Saksikan Video Pilihan di Bawah Ini:

2 dari 3 halaman

Dirut Krakatau Steel Beri Bukti Impor Baja Indonesia Masih Tinggi

Kinerja PT Krakatau Steel (Persero) Tbk pada Semester I 2019 masih terpuruk. Tercatat pendapatan Perseroan turun sebesar 17,82 persen menjadi USD702,05juta dibanding periode yang sama tahun lalu.

Selain itu, kondisi yang menantang ini juga menggerus laba kotor Perseroan sebesar 76,11 persen atau menjadi USD 23,98 juta YoY.

Direktur Utama Krakatau Steel Silmy Karim mengatakan, tantangan yang sangat nyata dihadapi adalah adanya impor baja yang masih tinggi menghantam industri baja nasional.

“Impor baja masih dominan dan menekan industri baja dalam negeri. Tingkat utilisasi produksi HRC saat ini masih di bawah 50 persen, karena porsi impor masih cukup dominan dalam pemenuhan baja domestik," ujar Silmy Karim dalam keterangannya, Sabtu (3/8/2019).

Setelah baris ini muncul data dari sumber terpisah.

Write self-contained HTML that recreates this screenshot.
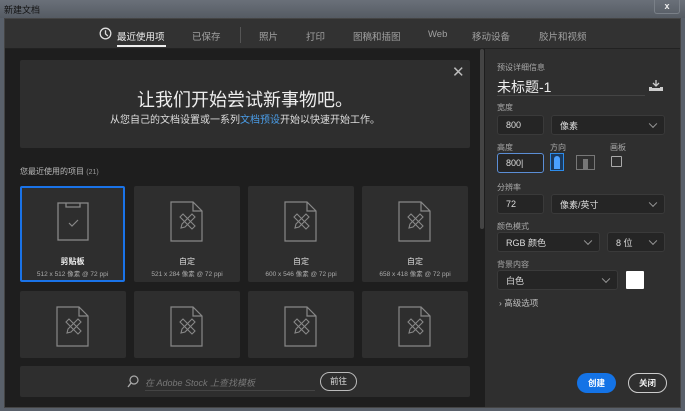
<!DOCTYPE html>
<html><head><meta charset="utf-8"><style>
*{margin:0;padding:0;box-sizing:border-box}
body{width:685px;height:411px;overflow:hidden;background:#59606a;font-family:"Liberation Sans","Noto Sans CJK SC",sans-serif;position:relative}
.a{position:absolute}
.t{color:#ddd;font-size:11px;white-space:nowrap}
.lbl{position:absolute;color:#a8a8a8;font-size:8px}
.box{position:absolute;background:#252525;border:1px solid #3a3a3a;border-radius:3px;color:#ddd;font-size:9px;padding-left:8px;display:flex;align-items:center}
.chev{position:absolute;right:8px;top:50%;width:6px;height:6px;border-right:1px solid #999;border-bottom:1px solid #999;transform:translateY(-70%) rotate(45deg)}
.card{position:absolute;background:#2e2e2e;border-radius:2px}
.nav{position:absolute;top:29px;font-size:9.5px;color:#a0a0a0}
</style></head><body>
<div class="a" style="left:0;top:0;width:685px;height:18px;background:linear-gradient(#6a7079,#555b63)"></div>
<div class="a t" style="left:4px;top:3px;font-size:9px;color:#111">新建文档</div>
<div class="a" style="left:654px;top:0;width:26px;height:14px;border:1px solid #7a8088;border-top:none;border-radius:0 0 3px 3px;color:#eee;font-size:9px;text-align:center;line-height:12px;font-weight:bold">x</div>
<div class="a" style="left:4px;top:18px;width:677px;height:390px;background:#1e1e1e;border:1px solid #444"></div>
<div class="a" style="left:5px;top:19px;width:675px;height:30px;background:#323232;border-bottom:1px solid #222"></div>
<svg class="a" style="left:99px;top:27px" width="13" height="13" viewBox="0 0 13 13"><circle cx="6.5" cy="6.5" r="5.3" fill="none" stroke="#ddd" stroke-width="1.3"/><path d="M6.5 3.3V6.8L8.8 9" fill="none" stroke="#ddd" stroke-width="1.3"/></svg>
<div class="nav" style="left:117px;color:#eee">最近使用项</div>
<div class="a" style="left:117px;top:45px;width:49px;height:2px;background:#eee"></div>
<div class="nav" style="left:192px">已保存</div>
<div class="a" style="left:240px;top:27px;width:1px;height:16px;background:#555"></div>
<div class="nav" style="left:259px">照片</div>
<div class="nav" style="left:306px">打印</div>
<div class="nav" style="left:353px">图稿和插图</div>
<div class="nav" style="left:428px">Web</div>
<div class="nav" style="left:472px">移动设备</div>
<div class="nav" style="left:539px">胶片和视频</div>
<div class="a" style="left:480px;top:49px;width:4px;height:180px;background:#444;border-radius:2px"></div>
<div class="a" style="left:485px;top:49px;width:195px;height:358px;background:#2f2f2f"></div>
<!-- banner -->
<div class="card" style="left:20px;top:60px;width:450px;height:88px"></div>
<div class="a" style="left:452px;top:63px;color:#bbb;font-size:15px">✕</div>
<div class="a" style="left:20px;width:450px;top:86px;text-align:center;color:#eee;font-size:18px">让我们开始尝试新事物吧。</div>
<div class="a" style="left:20px;width:450px;top:111px;text-align:center;color:#ddd;font-size:10px">从您自己的文档设置或一系列<span style="color:#4a9de8">文档预设</span>开始以快速开始工作。</div>
<div class="a" style="left:20px;top:166px;color:#bbb;font-size:8px">您最近使用的项目 <span style="font-size:7px;color:#999">(21)</span></div>
<!-- cards -->
<div class="card" style="left:20px;top:186px;width:105px;height:96px;border:2px solid #1a73e8"></div>
<svg class="a" style="left:57px;top:201px" width="32" height="40" viewBox="0 0 32 40"><rect x="1" y="2" width="30" height="37" fill="none" stroke="#888" stroke-width="1.3"/><path d="M9 2v4h14V2" fill="none" stroke="#888" stroke-width="1.3"/><path d="M12 22l3 3 6-6" fill="none" stroke="#888" stroke-width="1.2"/></svg>
<div class="a" style="left:20px;width:105px;top:256px;text-align:center;color:#eee;font-size:8px;font-weight:bold">剪贴板</div>
<div class="a" style="left:20px;width:105px;top:268px;text-align:center;color:#aaa;font-size:6.5px">512 x 512 像素 @ 72 ppi</div>
<div class="card" style="left:134px;top:186px;width:106px;height:96px"></div>
<div class="card" style="left:248px;top:186px;width:106px;height:96px"></div>
<div class="card" style="left:362px;top:186px;width:106px;height:96px"></div>
<div class="a" style="left:134px;width:106px;top:256px;text-align:center;color:#ddd;font-size:8px">自定</div>
<div class="a" style="left:134px;width:106px;top:268px;text-align:center;color:#aaa;font-size:6.5px">521 x 284 像素 @ 72 ppi</div>
<div class="a" style="left:248px;width:106px;top:256px;text-align:center;color:#ddd;font-size:8px">自定</div>
<div class="a" style="left:248px;width:106px;top:268px;text-align:center;color:#aaa;font-size:6.5px">600 x 546 像素 @ 72 ppi</div>
<div class="a" style="left:362px;width:106px;top:256px;text-align:center;color:#ddd;font-size:8px">自定</div>
<div class="a" style="left:362px;width:106px;top:268px;text-align:center;color:#aaa;font-size:6.5px">658 x 418 像素 @ 72 ppi</div>
<div class="card" style="left:20px;top:291px;width:106px;height:67px"></div>
<div class="card" style="left:134px;top:291px;width:106px;height:67px"></div>
<div class="card" style="left:248px;top:291px;width:106px;height:67px"></div>
<div class="card" style="left:362px;top:291px;width:106px;height:67px"></div>
<svg width="0" height="0" style="position:absolute"><defs><g id="doc"><path d="M1 1h22l9 9v30H1z M23 1v9h9" fill="none" stroke="#888" stroke-width="1.2"/><g fill="none" stroke="#888" stroke-width="1.1"><path d="M10 16l3-3 12 12-3 3z"/><path d="M22 13l3 3-10 10-4 1 1-4z"/></g></g></defs></svg>
<svg class="a" style="left:170px;top:201px" width="34" height="42"><use href="#doc"/></svg>
<svg class="a" style="left:284px;top:201px" width="34" height="42"><use href="#doc"/></svg>
<svg class="a" style="left:398px;top:201px" width="34" height="42"><use href="#doc"/></svg>
<svg class="a" style="left:56px;top:306px" width="34" height="42"><use href="#doc"/></svg>
<svg class="a" style="left:170px;top:306px" width="34" height="42"><use href="#doc"/></svg>
<svg class="a" style="left:284px;top:306px" width="34" height="42"><use href="#doc"/></svg>
<svg class="a" style="left:398px;top:306px" width="34" height="42"><use href="#doc"/></svg>
<!-- search -->
<div class="card" style="left:20px;top:366px;width:450px;height:31px"></div>
<svg class="a" style="left:127px;top:375px" width="12" height="13"><circle cx="7" cy="5" r="4" fill="none" stroke="#aaa" stroke-width="1.2"/><path d="M4 8L1 12" stroke="#aaa" stroke-width="1.4"/></svg>
<div class="a" style="left:145px;top:376px;color:#777;font-size:9px;font-style:italic">在 Adobe Stock 上查找模板</div>
<div class="a" style="left:145px;top:390px;width:170px;height:1px;background:#444"></div>
<div class="a" style="left:320px;top:372px;width:37px;height:19px;border:1px solid #bbb;border-radius:10px;color:#ddd;font-size:8.5px;text-align:center;line-height:17px">前往</div>
<!-- right panel -->
<div class="lbl" style="left:497px;top:62px">预设详细信息</div>
<div class="a" style="left:497px;top:77px;color:#eee;font-size:14px">未标题-1</div>
<div class="a" style="left:497px;top:95px;width:148px;height:1px;background:#444"></div>
<svg class="a" style="left:649px;top:80px" width="14" height="11"><path d="M7 0v6M4 3l3 3 3-3" fill="none" stroke="#ccc" stroke-width="1.3"/><path d="M0 7h3v1h8V7h3v4H0z" fill="#ccc"/></svg>
<div class="lbl" style="left:497px;top:102px">宽度</div>
<div class="box" style="left:497px;top:115px;width:47px;height:20px">800</div>
<div class="box" style="left:551px;top:115px;width:114px;height:20px;padding-left:8px">像素<i class="chev"></i></div>
<div class="lbl" style="left:497px;top:142px">高度</div>
<div class="lbl" style="left:550px;top:142px">方向</div>
<div class="lbl" style="left:610px;top:142px">画板</div>
<div class="box" style="left:497px;top:153px;width:47px;height:20px;border-color:#5b8ed6">800|</div>
<div class="a" style="left:550px;top:153px;width:14px;height:18px;border:1px solid #2d8ceb;background:#1b3a5e"></div>
<div class="a" style="left:554px;top:156px;width:6px;height:13px;background:#4aa0ff;border-radius:3px 3px 0 0"></div>
<div class="a" style="left:576px;top:155px;width:19px;height:15px;border:1px solid #777"></div>
<div class="a" style="left:583px;top:159px;width:5px;height:10px;background:#777"></div>
<div class="a" style="left:611px;top:156px;width:11px;height:11px;border:1px solid #aaa;border-radius:1px"></div>
<div class="lbl" style="left:497px;top:182px">分辨率</div>
<div class="box" style="left:497px;top:194px;width:47px;height:20px">72</div>
<div class="box" style="left:551px;top:194px;width:114px;height:20px">像素/英寸<i class="chev"></i></div>
<div class="lbl" style="left:497px;top:221px">颜色模式</div>
<div class="box" style="left:497px;top:232px;width:103px;height:20px">RGB 颜色<i class="chev"></i></div>
<div class="box" style="left:607px;top:232px;width:58px;height:20px">8 位<i class="chev"></i></div>
<div class="lbl" style="left:497px;top:259px">背景内容</div>
<div class="box" style="left:497px;top:270px;width:121px;height:20px">白色<i class="chev"></i></div>
<div class="a" style="left:626px;top:271px;width:18px;height:18px;background:#fff;border-radius:1px"></div>
<div class="a" style="left:499px;top:297px;color:#bbb;font-size:8.5px">›&nbsp;高级选项</div>
<div class="a" style="left:577px;top:373px;width:39px;height:20px;background:#1473e6;border-radius:10px;color:#fff;font-size:8.5px;font-weight:bold;text-align:center;line-height:20px">创建</div>
<div class="a" style="left:628px;top:373px;width:39px;height:20px;border:1px solid #ccc;border-radius:10px;color:#eee;font-size:8.5px;font-weight:bold;text-align:center;line-height:18px">关闭</div>
</body></html>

Dihimpun dari data The South East Asia Iron and Steel Institute (SEAISI) pada tahun 2018, jumlah importasi baja di Indonesia mencapai 7,6 juta ton. Bahkan komoditas besi dan baja tercatat sebagai komoditi impor terbesar ke-3, yaitu sebesar 6,45 persen dari total importasi dengan nilai 10,25 Milyar USD (Badan Pusat Statistik, 2018).

“Data dari Badan Pusat Statistik, pada Januari - Maret 2019, jumlah impor besi dan baja meningkat 14,75 persen secara year on year menjadi 2,76 Milyar USD. Kenaikan impor produk tersebut menjadi yang terbesar keempat," imbuh orang nomor satu di Krakatau Steel tersebut.

3 dari 3 halaman

Restrukturisasi

Untuk mengatasi hal ini, PT Krakatau Steel (Persero) Tbk terus menjalankan program restrukturisasi agar kinerja Krakatau Steel dapat kembali optimal dan membukukan keuntungan. Restrukturisasi perusahaan yang dijalankan meliputi restrukturisasi hutang dan transformasi bisnis.

Restrukturisasi ini bertujuan agar Krakatau Steel lebih efisien dan kompetitif di tengah persaingan industri baja global. Hal ini juga merupakan bentuk komitmen Perseroan kepada pemegang saham dan pihak stakeholder lainnya.

Langkah-langkah yang dilakukan adalah optimalisasi aset-aset non core agar lebih berdaya guna, mencari mitra bisnis strategis, spin off atau pelepasan unit kerja yang semula bersifat cost center dan hanya melayani induk perusahaan (KS), menjadi bagian dari pengembangan bisnis anak perusahaansehingga bersifat profit center, dan perampingan organisasi.

"Langkah operasi lain yang tengah dilakukan adalah memperbaiki pola penjualan produk sehingga diharapkan akan menaikan volume penjualan serta memperbaiki pola konsumsi energi dan peningkatan yield produksi di pabrik Hot Strip Mill untuk menekan biaya produksi," pungkas Silmy.